--- START OF Provided data ---
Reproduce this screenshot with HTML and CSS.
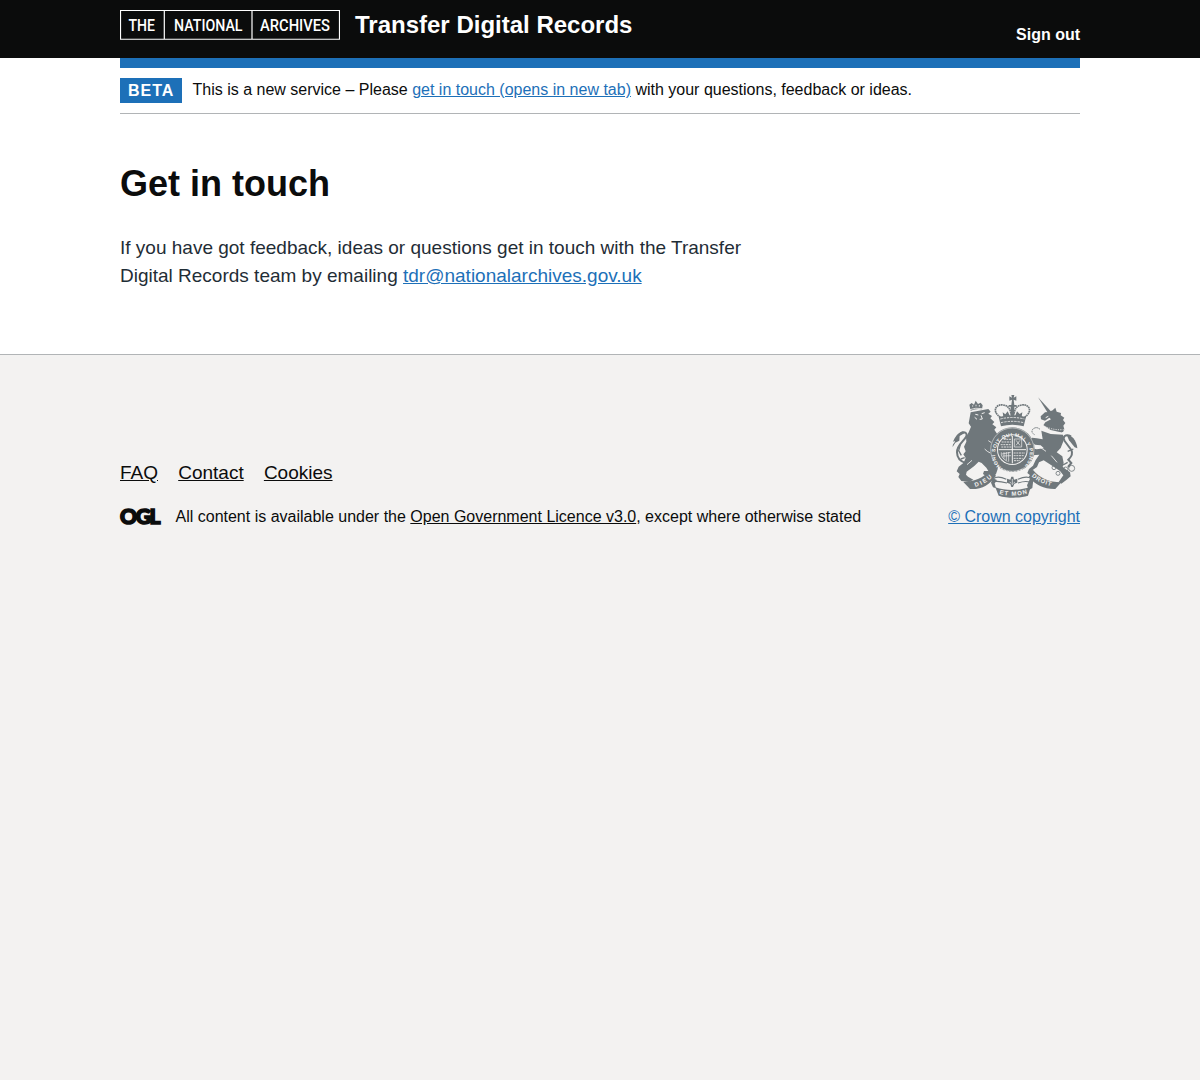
FILE: index.html
```html
<!DOCTYPE html>
<html lang="en">
<head>
<meta charset="utf-8">
<title>Get in touch</title>
<link rel="stylesheet" href="styles.css">
</head>
<body>
<header class="header">
  <div class="container header-row">
    <a class="brand" href="#">
      <svg class="brand-logo" width="220" height="30" viewBox="0 0 220 30" role="img" aria-label="The National Archives">
        <path d="M.5.5h219v28.75H.5zM44.3.5v28.8M132 .5v28.8" fill="none" stroke="#fff" stroke-width="1.2"/>
        <g class="brand-words">
          <text x="8.5" y="21" textLength="26.5" lengthAdjust="spacingAndGlyphs">THE</text>
          <text x="54" y="21" textLength="68.5" lengthAdjust="spacingAndGlyphs">NATIONAL</text>
          <text x="140" y="21" textLength="70" lengthAdjust="spacingAndGlyphs">ARCHIVES</text>
        </g>
      </svg>
      <span class="service-name">Transfer Digital Records</span>
    </a>
    <a class="sign-out" href="#">Sign out</a>
  </div>
</header>
<div class="container">
  <div class="blue-bar"></div>
  <div class="phase-banner">
    <strong class="tag">BETA</strong>
    <span>This is a new service – Please <a class="link" href="#">get in touch (opens in new tab)</a> with your questions, feedback or ideas.</span>
  </div>
  <main class="main">
    <h1 class="heading">Get in touch</h1>
    <p class="body-text">If you have got feedback, ideas or questions get in touch with the Transfer Digital Records team by emailing <a class="link" href="#">tdr@nationalarchives.gov.uk</a></p>
  </main>
</div>
<footer class="footer">
  <div class="container footer-row">
    <div class="footer-main">
      <nav class="footer-nav"><a href="#">FAQ</a><a href="#">Contact</a><a href="#">Cookies</a></nav>
      <div class="licence">
        <svg class="ogl" width="41" height="18" viewBox="0 0 41 18" role="img" aria-label="Open Government Licence">
          <text x="0" y="16.5" textLength="40.5">OGL</text>
        </svg>
        <span>All content is available under the <a href="#">Open Government Licence v3.0</a>, except where otherwise stated</span>
      </div>
    </div>
    <div class="copyright">
      <svg class="crest" width="130" height="104" viewBox="30 30 390 312" aria-hidden="true">
        <defs>
          <path id="motto-ring" d="M183 246A52 52 0 1 1 251 246"/>
          <path id="motto-left" d="M106 306Q136 298 163 271"/>
          <path id="motto-mid" d="M178 327Q220 338 264 325"/>
          <path id="motto-right" d="M275 274Q298 295 338 304"/>
        </defs>
        <!-- lion -->
        <g class="fill">
          <path d="M92 82l53-10 7 8-7 6 11 7-5 7 12 11-6 7 12 9-6 7 10 15-5 13 8 16-7 12 6 11-14 8 8 18 5 22-6 18-9 9-18-1-12-8 3-9 13 0-6-10-14-14-9-4-14 14-22 16-2 9 6 6 16 9-12 7-24-3-9-12 4-9-9-8 6-14 15-12 6-14-7-11 7-9-5-14 7-15-1-14 8-14 7-17-7-10z"/>
          <path d="M92 77l-4-18 7-5 7 5 5-12 7 10 8-4 6 8-2 12q-18-3-34 4z"/>
          <path d="M38 186c0-12 6-10 7-18l-6 2c7-14 12-24 28-31l12 2-20 12-1 14-12 6z"/>
        </g>
        <path class="line" stroke-width="6" d="M58 148c12-10 27-6 20 8C72 168 50 181 51 202c0 18 10 28 28 33"/>
        <path class="line" stroke-width="4" d="M62 176l-6 21 8 14m-2 11l12-4"/>
        <!-- unicorn -->
        <g class="fill">
          <path d="M294 37l40 43-9 6z"/>
          <path d="M326 81l12-5 8-8 4 12 13 4-1 7 11 7-4 7 7 9-6 8 3 11-5 10-36-8-22-14 6-9 17-9-5-5-13 9-12-4-1-9 13-12z"/>
          <path d="M304 137l28 10 37 2 1 20-8 20-12 13 17 12 4 20-3 12 22 16 2 12-13 11-15 11-8-5 14-20-10-13-27-18-22-14-14 6-6 14-13 9 8 13-10 7-14-11 5-12 12-10 8-17 11-16-20 2-11-11 9-10 14 3 22-3-10-9-17-2-14-13 5-8 14 2 18 3z"/>
          <path d="M412 190l-8-3-17-21-7-17c13 0 30 15 32 41z"/>
        </g>
        <path class="line" stroke-width="6" d="M393 154c-17-9-27 2-19 14l20 27c7 15-3 23-9 29l9 10-10 12"/>
        <path class="line" stroke-width="4" d="M383 199l17-7m-17 40l-14 8"/>
        <g class="line" stroke-width="2.500"><circle cx="342" cy="248" r="6"/><circle cx="354" cy="265" r="6"/><circle cx="377" cy="253" r="7"/><circle cx="395" cy="250" r="9"/><circle cx="348" cy="218" r="4"/></g>
        <path class="line" stroke-width="3" stroke-dasharray="5 2" d="M300 133q-11-10-22 0-6 10 6 16"/>
        <g class="paper-line">
          <path stroke-width="3" d="M106 88l9 2m10-4l9-3m-11 8l4 11-8 1m-15-6l7 6M317 98l8-4"/>
          <path stroke-width="2.500" d="M89 74q18-7 38-3M98 61v4m10-6v5m10-4v5M134 192q16 17 34 13M81 239l15-13M145 167q13 6 19 17M318 199l-20-14M334 212l17 20"/>
          <path stroke-width="3.500" stroke-dasharray="4 2.500" d="M303 127q26 18 67 16"/>
          <path stroke-width="3" stroke-dasharray="3 4" d="M308 120q24 16 63 14"/>
        </g>
        <!-- garter and quartered shield -->
        <circle class="fill" cx="217" cy="194" r="67"/>
        <circle class="paper-line" cx="217" cy="194" r="65" stroke-width="1.500"/>
        <circle class="paper" cx="217" cy="194" r="46"/>
        <circle class="fill" cx="217" cy="194" r="43"/>
        <text class="motto ring-text"><textPath href="#motto-ring" textLength="248">HONI SOIT QUI MAL Y PENSE</textPath></text>
        <g class="paper-line">
          <path stroke-width="3" d="M217 153v82M176 194h82"/>
          <path stroke-width="2.500" stroke-dasharray="6 2" d="M185 171h29m-32 8h31m-29 7h30m-23-23h24M221 204h34m-34 8h32m-32 8h27m-26 7h18"/>
          <path stroke-width="2" d="M223 162h22v24h-22zM228 181l12-15m-12 0l12 15M184 202q-3 16 18 27m-10-28v20m7-20v25m7-25v29m-20-23l26-5m-24 11l25-1"/>
          <path stroke-width="3" stroke-dasharray="5 5" d="M184 250q33 22 66 0"/>
        </g>
        <!-- crown -->
        <g class="fill">
          <path d="M176 96q41-10 82 0l-7 28q-34-9-68 0z"/>
          <path d="M214 30h9l-2 8 8-4v13l-8-3 2 16h-9l2-16-8 3V34l8 4zM206 60h24v5h-24zM212 65h11v30h-11zM188 82l8 6 7-9 7 15-20 2zM225 94l6-15 8 8 8-5-2 14z"/>
        </g>
        <path class="line" stroke-width="5" stroke-dasharray="5 1.500" d="M181 97C152 76 171 56 190 60q21 3 23 29M254 97C282 76 264 56 245 60q-21 3-23 29"/>
        <path class="paper-line" stroke-width="2.500" stroke-dasharray="7 3" d="M181 102q36-9 72 0M183 113q34-8 68 0"/>
        <!-- scrolls -->
        <g class="fill">
          <path d="M70 291c36-2 59-12 80-36l18 17c-19 28-43 42-78 40z"/>
          <path d="M166 307c34 11 68 10 106-1l-8 26c-25 8-61 8-88 0z"/>
          <path d="M279 255c20 24 46 36 85 37l-18 20c-32 1-59-12-80-36z"/>
          <path d="M158 280l13 5-7 10 4 15-9-3-6-14zM270 281l10 4-3 24-11 7-5-15z"/>
          <path d="M214 275h6l2 9 10-3v12l-9 3-4 10h-5l-3-9-10-4v-12l10 3z"/>
        </g>
        <path class="line" stroke-width="3.500" d="M161 281q12-10 38 2m-37 7q13-3 39 4M273 281q-12-10-39 2m35 8q-14-4-35 3"/>
        <path class="paper-line" stroke-width="2" d="M217 282v18m-8-9l5 4m11-4l-5 4"/>
        <text class="motto"><textPath href="#motto-left" textLength="58">DIEU</textPath></text>
        <text class="motto"><textPath href="#motto-mid" textLength="85">ET MON</textPath></text>
        <text class="motto"><textPath href="#motto-right" textLength="65">DROIT</textPath></text>
      </svg>
      <a class="link" href="#">© Crown copyright</a>
    </div>
  </div>
</footer>
</body>
</html>
```
FILE: styles.css
```css
* { box-sizing: border-box; }
html { background: #f3f2f1; }
body { margin: 0; background: #fff; color: #0b0c0c; font-family: "Liberation Sans", Arial, sans-serif; font-size: 16px; line-height: 20px; }
.container { width: 960px; margin: 0 auto; }
.header { height: 58px; background: #0b0c0c; }
.header-row { display: flex; justify-content: space-between; padding-top: 10px; }
.brand { display: flex; gap: 15px; color: #fff; text-decoration: none; }
.brand-logo, .ogl, .crest { display: block; flex: none; }
.brand-words { fill: #fff; font: 500 16px Roboto, sans-serif; }
.service-name { font-size: 24px; font-weight: 700; line-height: 30px; }
.sign-out { padding-top: 15px; color: #fff; font-weight: 700; text-decoration: none; }
.blue-bar { height: 10px; background: #1d70b8; }
.phase-banner { display: flex; align-items: flex-start; gap: 10.5px; height: 46px; padding-top: 10px; border-bottom: 1px solid #b1b4b6; line-height: 23px; }
.tag { width: 62px; height: 25px; padding-left: 8px; background: #1d70b8; color: #fff; letter-spacing: 1px; line-height: 25px; }
.link { color: #1d70b8; text-underline-offset: 1px; }
.main { height: 240px; padding-top: 50px; }
.heading { margin: 0 0 30px; font-size: 36px; line-height: 40px; }
.body-text { width: 640px; margin: 0; font-size: 19px; line-height: 28px; color: #1f2d36; }
.footer { border-top: 1px solid #b1b4b6; background: #f3f2f1; }
.footer a:not(.link) { color: #0b0c0c; }
.footer-row { display: flex; justify-content: space-between; align-items: flex-end; padding-top: 40px; }
.footer-nav { display: flex; gap: 20.2px; margin-bottom: 22px; font-size: 19px; line-height: 24px; }
.footer-nav a, .licence a { text-underline-offset: 1px; }
.licence { display: flex; gap: 14.5px; }
.ogl { overflow: visible; fill: #0b0c0c; stroke: #0b0c0c; stroke-width: 1.6; font: 900 21px Lato, sans-serif; }
.copyright { text-align: right; }
.crest { margin: 0 0 8px 2px; }
.fill { fill: #6f777b; }
.line { fill: none; stroke: #6f777b; }
.paper { fill: #f3f2f1; }
.paper-line { fill: none; stroke: #f3f2f1; }
.motto { fill: #f3f2f1; font: 700 18px "Liberation Sans", sans-serif; }
.ring-text { font-size: 15px; }
```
--- END OF Provided data ---
Aim:
Where a line contains "with", copy that line.

Correct output:
Reproduce this screenshot with HTML and CSS.
    <span>This is a new service – Please <a class="link" href="#">get in touch (opens in new tab)</a> with your questions, feedback or ideas.</span>
    <p class="body-text">If you have got feedback, ideas or questions get in touch with the Transfer Digital Records team by emailing <a class="link" href="#">tdr@nationalarchives.gov.uk</a></p>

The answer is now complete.